Vector Nature and Reference Frame Transformations
The mathematical foundation of relative velocity lies in vector subtraction between velocity vectors defined in a common reference frame. When object A moves with velocity vA and observer B moves with velocity vB (both measured in the ground frame), the velocity of A relative to B is vAB = vA - vB. This operation is fundamentally a coordinate transformation from the ground frame to B's moving reference frame.
A crucial but often overlooked aspect is that relative velocity is not commutative: vAB ≠ vBA. In fact, vBA = -vAB, meaning the velocity of B relative to A has the same magnitude but opposite direction. This asymmetry matters tremendously in navigation applications where the perspective of the observer determines collision avoidance strategies and intercept trajectories.
Time-Critical Calculations: Closest Approach
One of the most practical applications of relative velocity analysis is determining when two moving objects will be closest together. This calculation forms the backbone of collision detection systems in aviation, maritime navigation, and autonomous vehicles. The time to closest approach is found by minimizing the distance function d(t) = |rA(t) - rB(t)|, where r represents position vectors.

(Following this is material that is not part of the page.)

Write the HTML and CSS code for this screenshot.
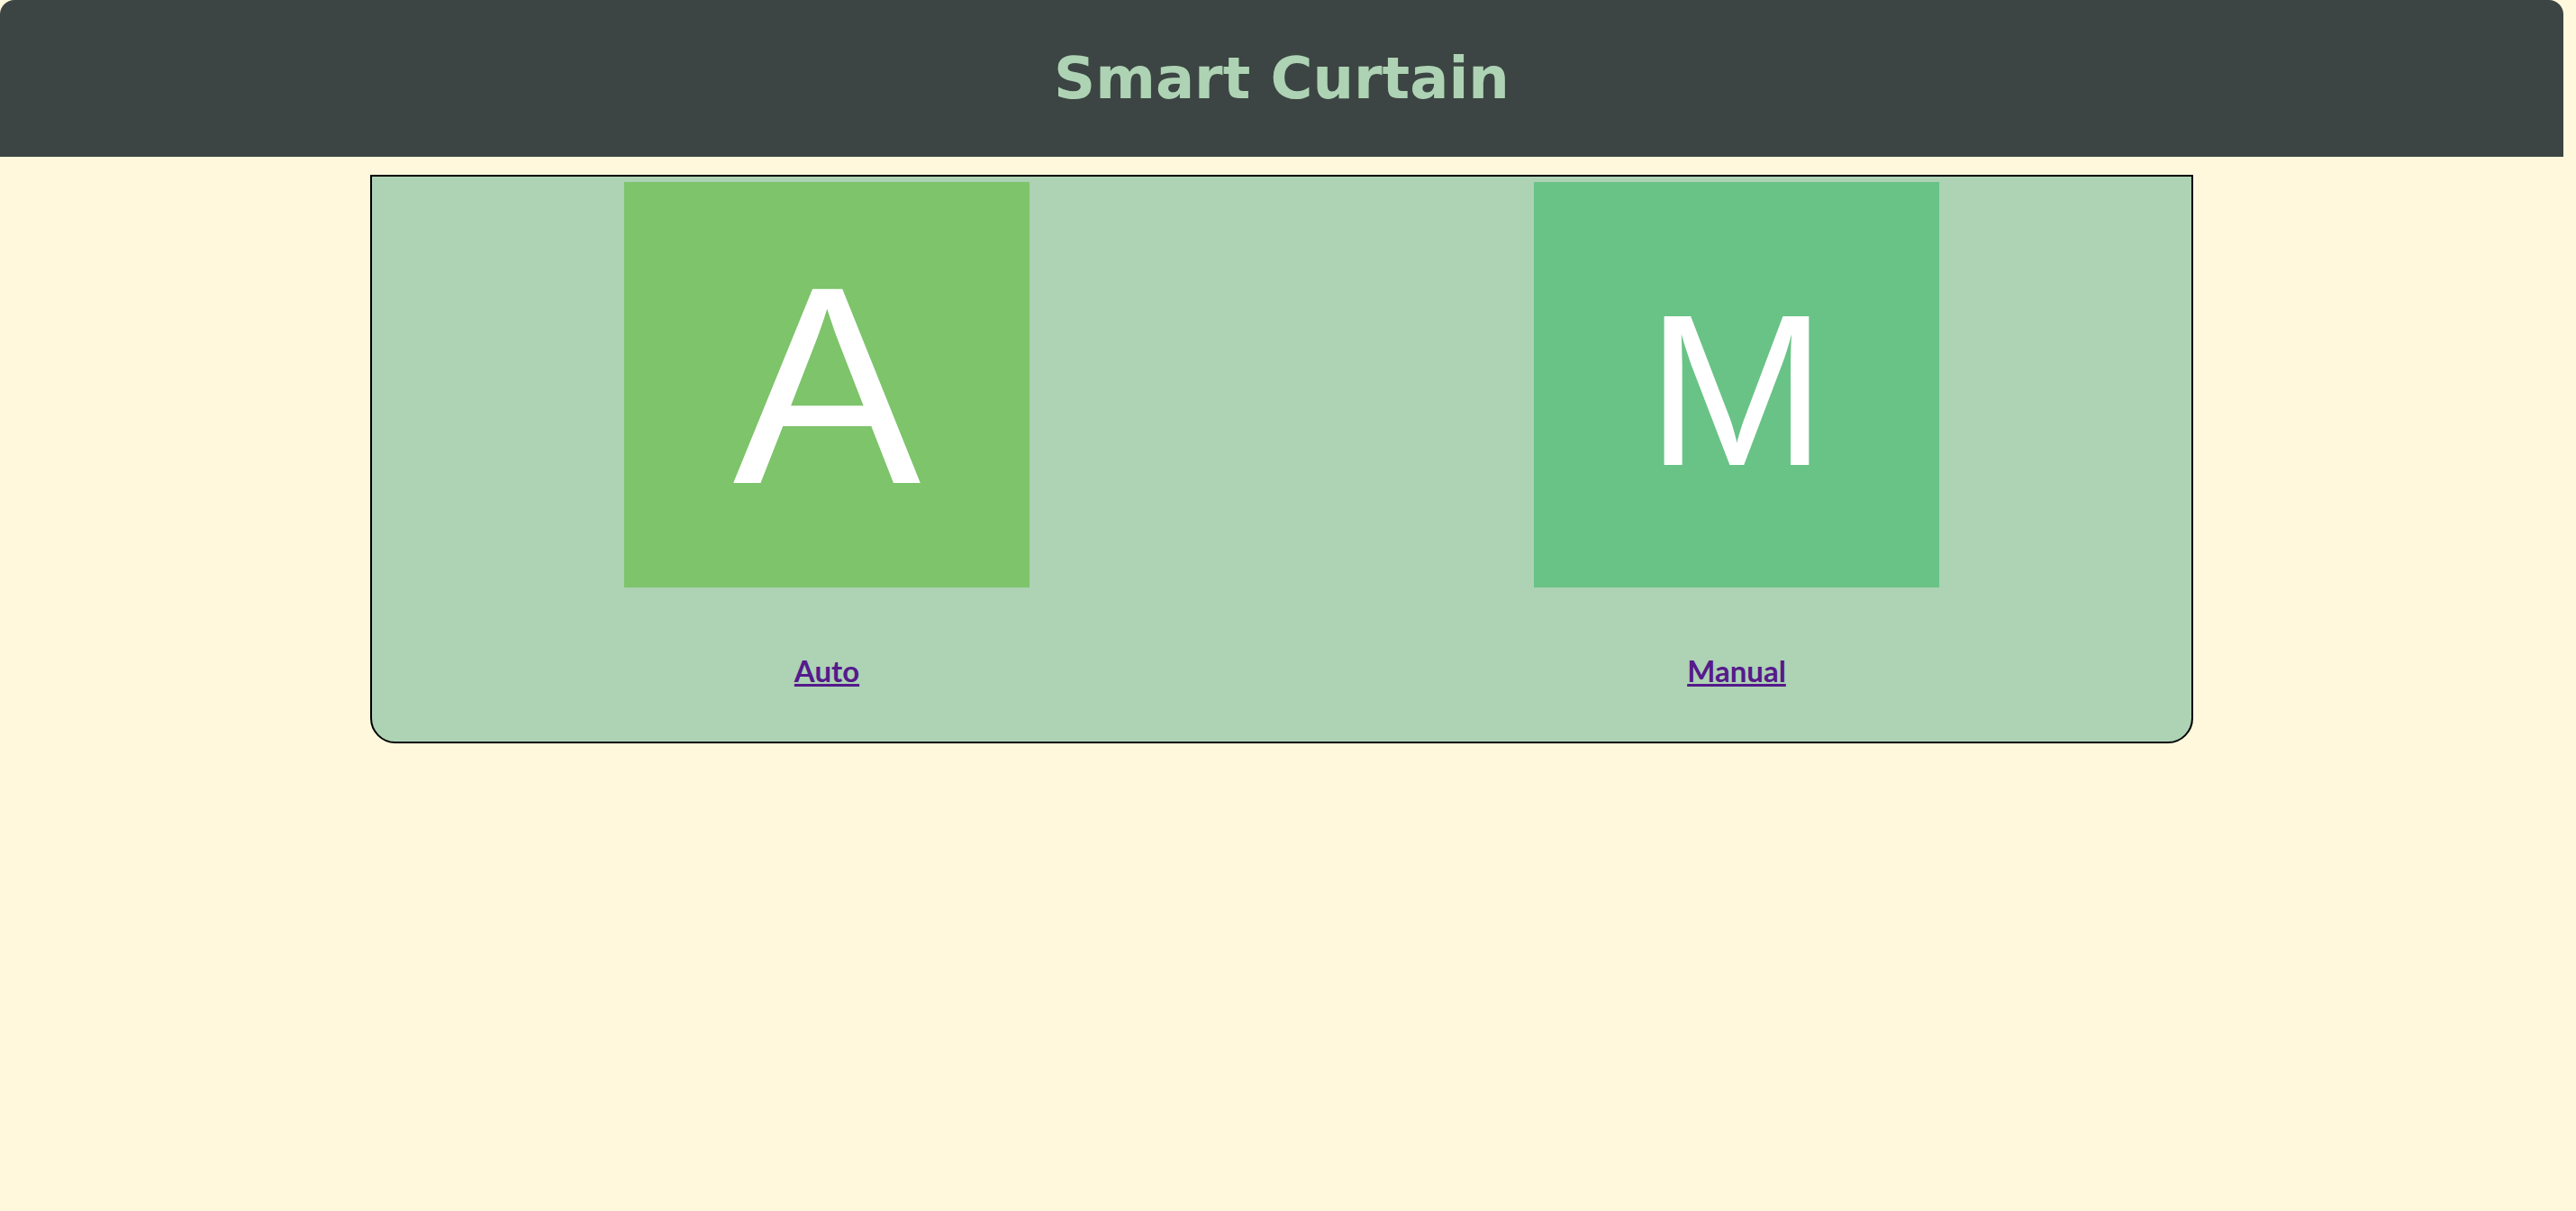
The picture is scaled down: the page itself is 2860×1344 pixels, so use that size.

Taking the derivative and setting it equal to zero yields: tclosest = -(Δr · Δv) / |Δv|2, where Δr is the initial position difference and Δv is the relative velocity. This formula has a critical limitation: if the dot product Δr · Δv is positive, it indicates the objects are already diverging, and the "closest approach" actually occurred in the past. Real collision avoidance systems must handle this case by checking if tclosest is negative and using t = 0 (current time) if so.
Engineering Applications Across Industries
In aviation, Traffic Collision Avoidance Systems (TCAS) continuously compute relative velocity between aircraft to predict potential conflicts. Modern TCAS II systems issue Resolution Advisories when the projected minimum separation falls below safety thresholds (typically 1000 feet vertically and 5 nautical miles horizontally at cruise altitude). These calculations must account for both horizontal and vertical velocity components, making two-dimensional relative velocity analysis essential.
In maritime navigation, the Closest Point of Approach (CPA) calculation using relative velocity determines safe passage distances between vessels. The International Regulations for Preventing Collisions at Sea (COLREGs) require vessels to maintain awareness of CPA, particularly in restricted visibility conditions. Ship bridge systems display relative motion vectors to help navigators visualize whether a give-way situation exists based on whether the relative velocity vector points toward the observer's vessel.
For autonomous vehicle systems, relative velocity calculations enable predictive collision avoidance. A self-driving car must compute relative velocities with respect to every detected object (other vehicles, pedestrians, cyclists) to determine if any projected trajectories intersect within the vehicle's footprint plus safety margin. These systems typically run at 10-20 Hz update rates, requiring computationally efficient algorithms that can handle dozens of simultaneous relative velocity calculations.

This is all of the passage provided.